Internet brings new innovations every day

Published 10:30 am Wednesday, August 25, 2010

Unlike the days of long ago when we connected our battery operated radio antenna to a nearby tall tree for broadcast reception, today’s radio and television entertainment is beamed to us by a signal from far up in the universe. In fact, modern technology cannot become complacent because innovations and changes are quite common, with changes occurring almost daily.

That which I tell you today applies only to those who have DSL or fast Internet affiliation. You will soon be bombarded with news about this new concept and some of you may or may not find it interesting. It depends on whether you want to continue making costly payments to watch TV. It also depends on whether or not you want to become more knowledgeable about it.

There will soon be two ways to watch TV – the way you are doing it now or through the Internet.

Sign up for our daily email newsletter

Get the latest news sent to your inbox

One thing to remember is your reception of local stations will always be free and can be picked up with a simple room antenna. In my case, I have an amplified ($49.95) antenna, which looks like a beautiful book placed face down on a bookshelf. This “book” brings in all my local channels in HD and they are as clear as daylight and totally without cost. If your home is too far from the local stations, you may need a similar outside antenna. But they are inexpensive and can be attached to the side of your home or fixed on your rooftop.

I also attach my computer with a cable to my Visio HD TV and I am able to watch most any show carried on cable or satellite. This includes shows like ESPN3 (football games) and Fox News. Google TV and Apple TV, which you will be hearing and reading about in the next couple of weeks, will provide these same TV programs without having to use a TV connected cable. In fact, in some cases, a computer will not be required. You probably will need to make a small investment for a “set top box” to connect to your TV. But, then again, if you don’t have monthly payments, this investment would well be worth the cost.

Those of you who scan the Internet should “Google” in “Internet TV,” “Google TV” or “Apple TV.” Or stay tuned to your favorite TV station or read your daily newspaper where news of this concept will be flowing fast.

Most networks have gone online with their programs which, of course, are free of charge. One of my favorite networks went online last week and I was greatly disappointed to learn a fee will be assessed to gain entrance to their Web site. I am talking about RFDTV.

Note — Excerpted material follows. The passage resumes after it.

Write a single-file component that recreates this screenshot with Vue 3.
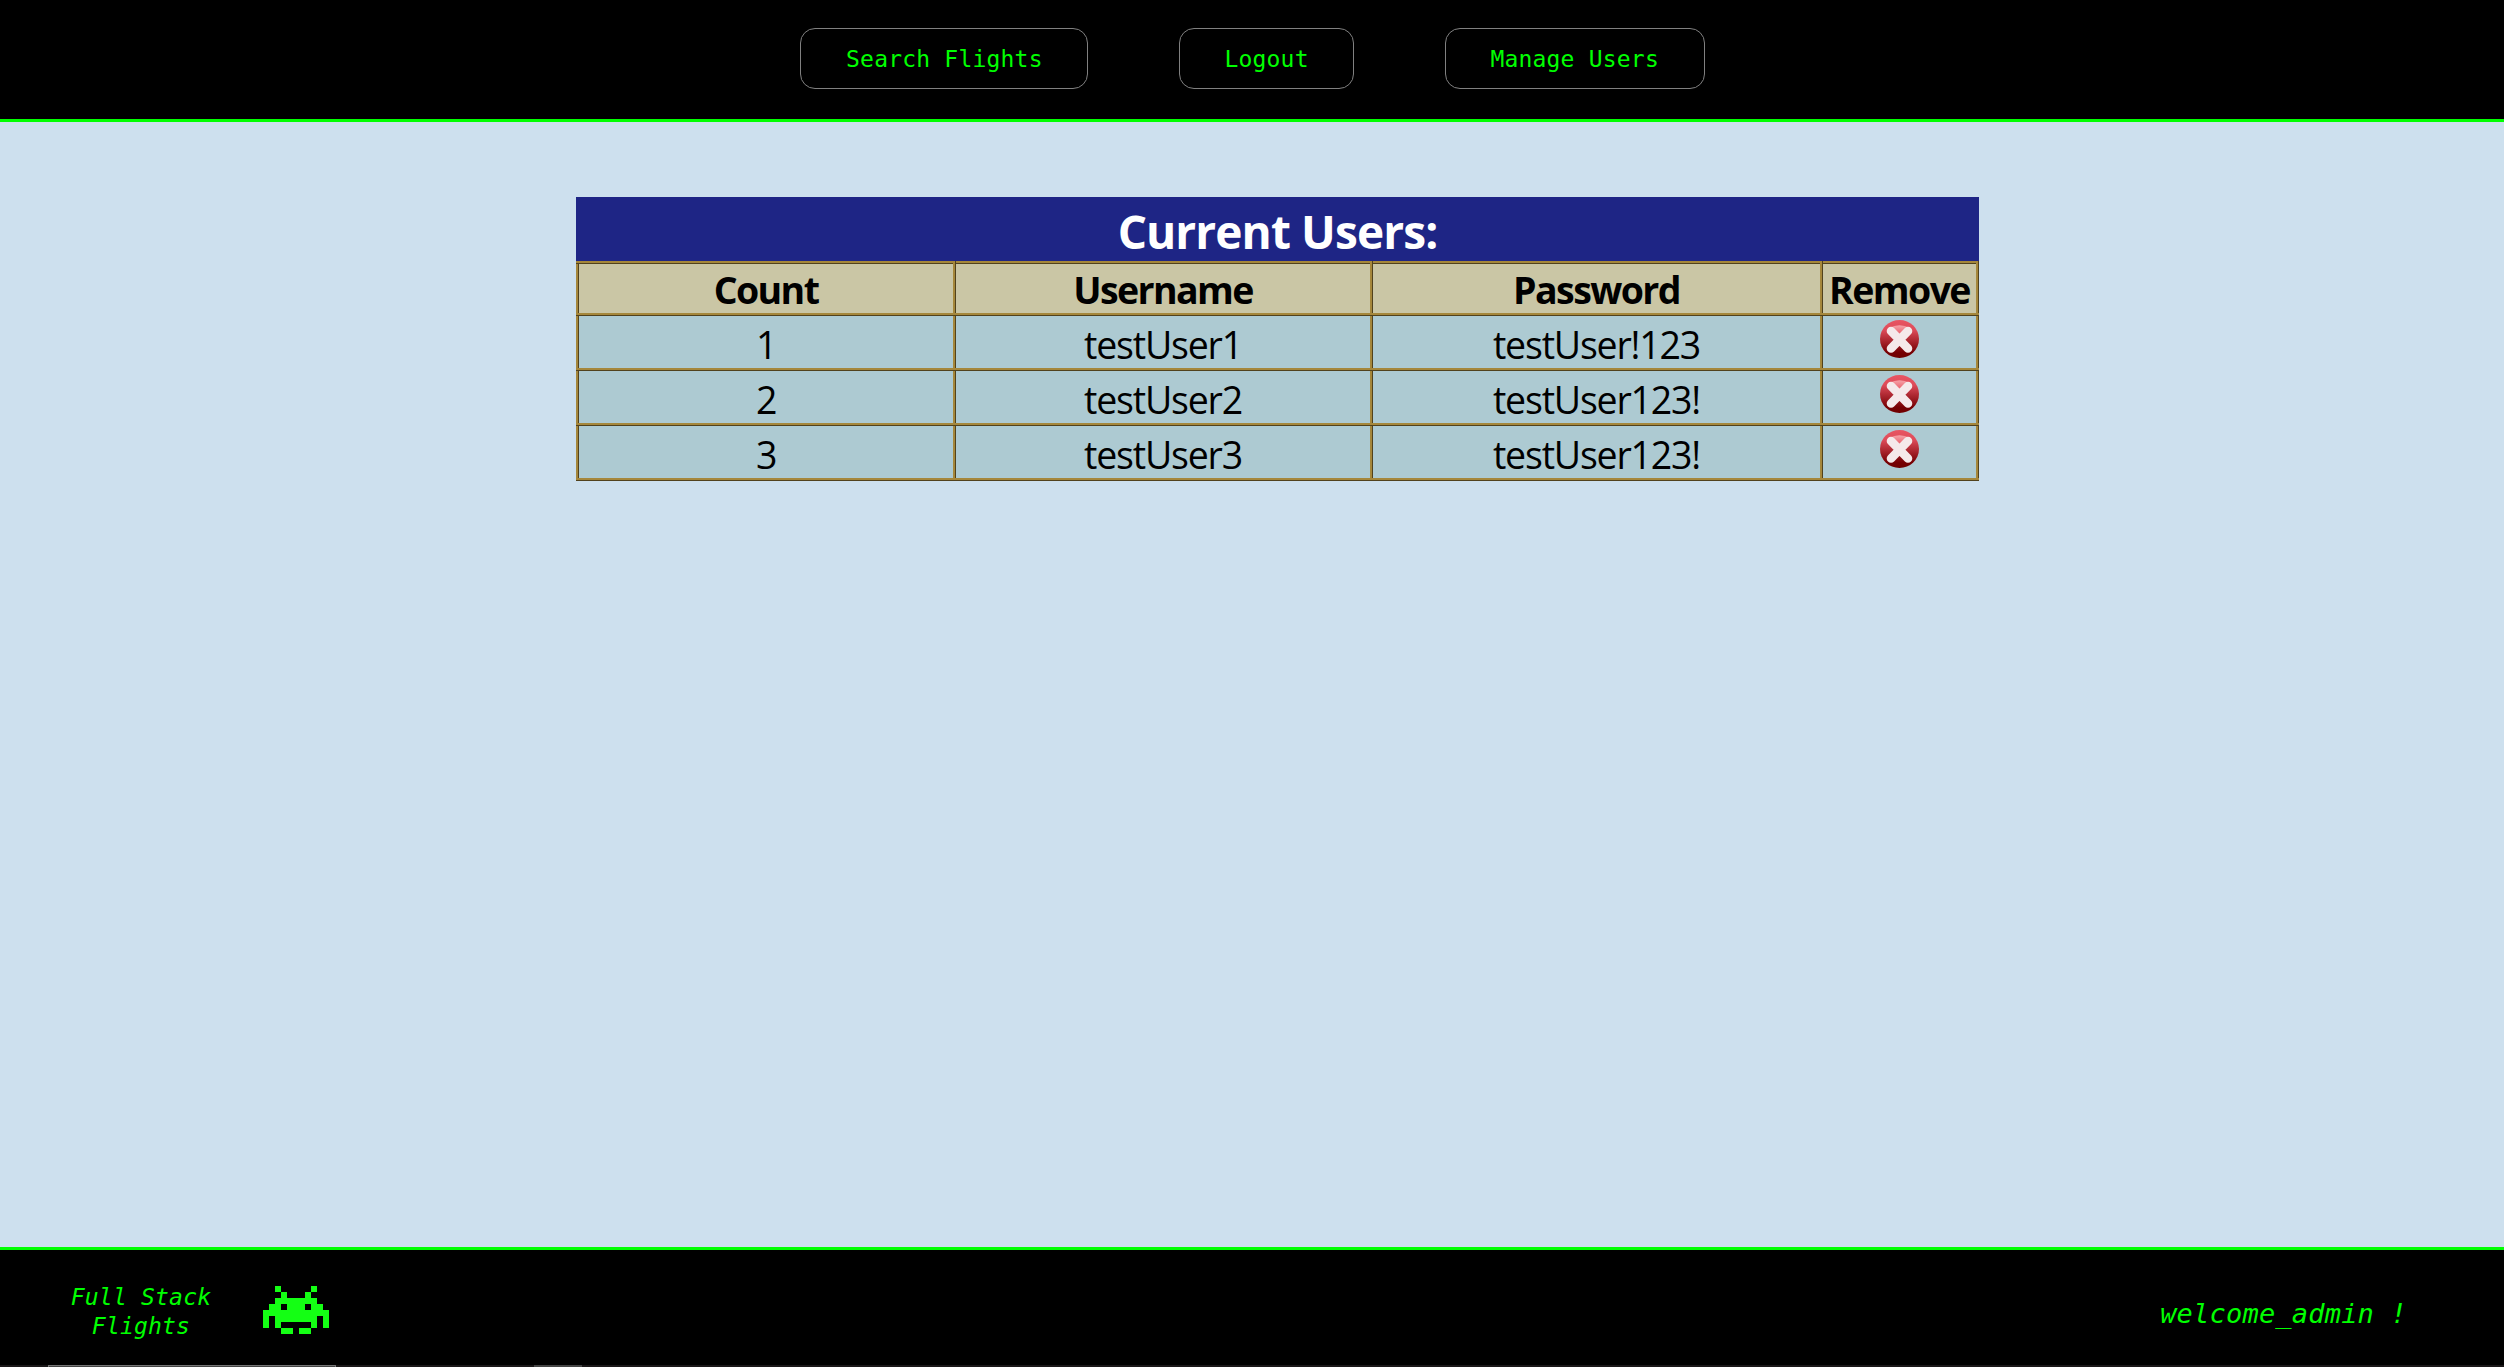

According to their Web site, they will charge $15 a month. Personally, I am not sure viewers will pay a fee like this especially since many want to get away from monthly payments and this channel is available on the Dish Network Family Package for only $19.99 a month. I will say that RFD offers some additional perks with the purchase of their Web site. This includes discounts to RFD shows in Branson, special magazine offers, video on demand and other good features.

This package really may be a great plan. With Google TV and Dish family you will get everything you need without a huge monthly payment. I also am learning that DISH and Google TV have some plan working “hand in hand.” I don’t have enough information on this because I want to get away from a monthly premium.

To better describe Google TV, Fox News ran a very good story on their Web site this past May. “…Google TV …will pull Web video, and broadcast….into one tidy search box……. and successfully bring Web and TV together.” Intel, Sony and Logitech will have a role with Google. Firms like these almost ensure success in this venture. Even as I write this column today, I am reading of Apple’s plans to make a similar announcement very soon about their Internet TV.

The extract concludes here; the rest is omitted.